Here’s what I’ll say, though: After all these years, I’ve listened to By The Way a truly countless amount of times. Clutching a Walkman on family drives down the East Coast to Florida, I should’ve worn this thing out by the time I was 13, let alone 20 years after it came out. When I go back to it, it in some ways feels like an old friend in the way your old favorite pieces of art do. But really what I’m taken aback by is how it still has some magical and unknown and transporting quality to me.

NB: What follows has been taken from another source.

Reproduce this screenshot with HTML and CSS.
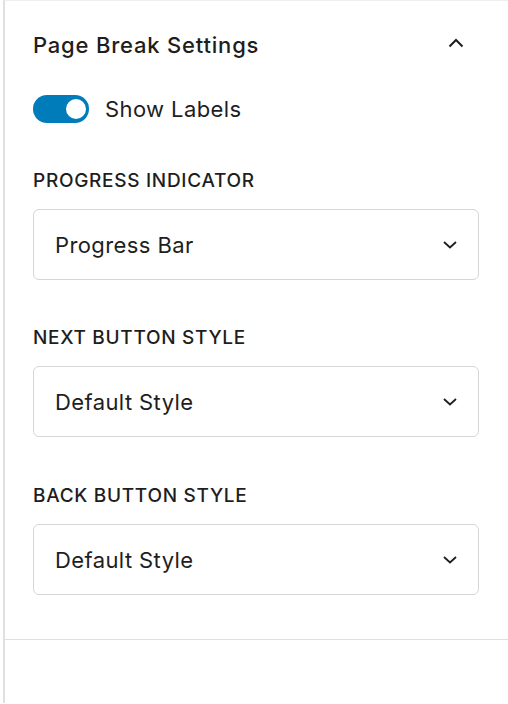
FILE: index.html
```html
<!DOCTYPE html>
<html>
<head>
<meta charset="utf-8">
<link rel="stylesheet" href="styles.css">
</head>
<body>
<div class="panel">
  <div class="header">
    <h2 class="title">Page Break Settings</h2>
    <svg class="chev-up" width="16" height="10" viewBox="0 0 16 10"><path d="M1.5 8.5 L8 2 L14.5 8.5" fill="none" stroke="#1e1e1e" stroke-width="2"/></svg>
  </div>
  <div class="toggle-row">
    <span class="toggle"><span class="knob"></span></span>
    <span class="toggle-label">Show Labels</span>
  </div>
  <div class="field">
    <div class="label">PROGRESS INDICATOR</div>
    <div class="select"><span>Progress Bar</span><svg class="chev" width="14" height="8" viewBox="0 0 14 8"><path d="M1 1 L7 6.5 L13 1" fill="none" stroke="#1e1e1e" stroke-width="1.8"/></svg></div>
  </div>
  <div class="field">
    <div class="label">NEXT BUTTON STYLE</div>
    <div class="select"><span>Default Style</span><svg class="chev" width="14" height="8" viewBox="0 0 14 8"><path d="M1 1 L7 6.5 L13 1" fill="none" stroke="#1e1e1e" stroke-width="1.8"/></svg></div>
  </div>
  <div class="field field-last">
    <div class="label">BACK BUTTON STYLE</div>
    <div class="select"><span>Default Style</span><svg class="chev" width="14" height="8" viewBox="0 0 14 8"><path d="M1 1 L7 6.5 L13 1" fill="none" stroke="#1e1e1e" stroke-width="1.8"/></svg></div>
  </div>
  <div class="divider"></div>
</div>
</body>
</html>
```
FILE: styles.css
```css
html, body {
  margin: 0;
  padding: 0;
  background: #fff;
}
body {
  font-family: Inter, "Noto Sans", sans-serif;
  color: #1e1e1e;
}
.panel {
  margin-left: 3px;
  border-left: 2px solid #e0e0e0;
  border-top: 1px solid #eeeeee;
  height: 703px;
  box-sizing: border-box;
}
.header {
  height: 87px;
  display: flex;
  align-items: center;
  justify-content: space-between;
  padding: 0 44px 0 28px;
}
.title {
  margin: 0;
  font-size: 22px;
  font-weight: 500;
  letter-spacing: 0.8px;
}
.chev-up {
  display: block;
  margin-top: -4px;
}
.toggle-row {
  margin-top: 7px;
  padding-left: 28px;
  display: flex;
  align-items: center;
  height: 28px;
}
.toggle {
  width: 56px;
  height: 28px;
  border-radius: 14px;
  background: #007cba;
  position: relative;
  box-sizing: border-box;
}
.knob {
  position: absolute;
  right: 3px;
  top: 4px;
  width: 20px;
  height: 20px;
  border-radius: 50%;
  background: #fff;
}
.toggle-label {
  margin-left: 16px;
  font-size: 22px;
  letter-spacing: 0.4px;
}
.field {
  margin-top: 48px;
  padding: 0 29px 0 28px;
}
.field-last {
  margin-top: 49px;
}
.label {
  height: 20px;
  line-height: 20px;
  font-size: 19px;
  font-weight: 500;
  letter-spacing: 0.7px;
}
.select {
  margin-top: 18px;
  height: 71px;
  box-sizing: border-box;
  border: 1px solid #d6d6d6;
  border-radius: 6px;
  display: flex;
  align-items: center;
  justify-content: space-between;
  padding: 0 21px 0 21px;
  font-size: 22px;
  letter-spacing: 0.4px;
}
.chev {
  display: block;
}
.divider {
  margin-top: 44px;
  border-top: 1px solid #e0e0e0;
}
```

Maybe you’re not supposed to come to RHCP for sophistication; maybe you shouldn’t really look at a blip and still wonder what could’ve happened if they’d continued on a different path. But in this moment, the Peppers were just a bit more mature, had just a bit more gravity, at the same time that their musical ideas were overflowing — every melody, every extra textural detail, every pristine guitar line fits perfectly into the album’s hallucinogenic daydream vibe. Far more than all their blunter attempts to conjure the California they hold so dear, By The Way feels like a drifting afternoon in LA where sadness and joy, ugliness and beauty, could freely mingle. Everyone knows RHCP operate on a different level when Frusciante is in the fold, and memories of these albums are what ignited excitement about the ultimately lackluster reunion album Unlimited Love earlier this year. Twenty years later, By The Way feels like a particular moment of alchemy in their career, one that we hadn’t heard from them before and one we won’t hear again.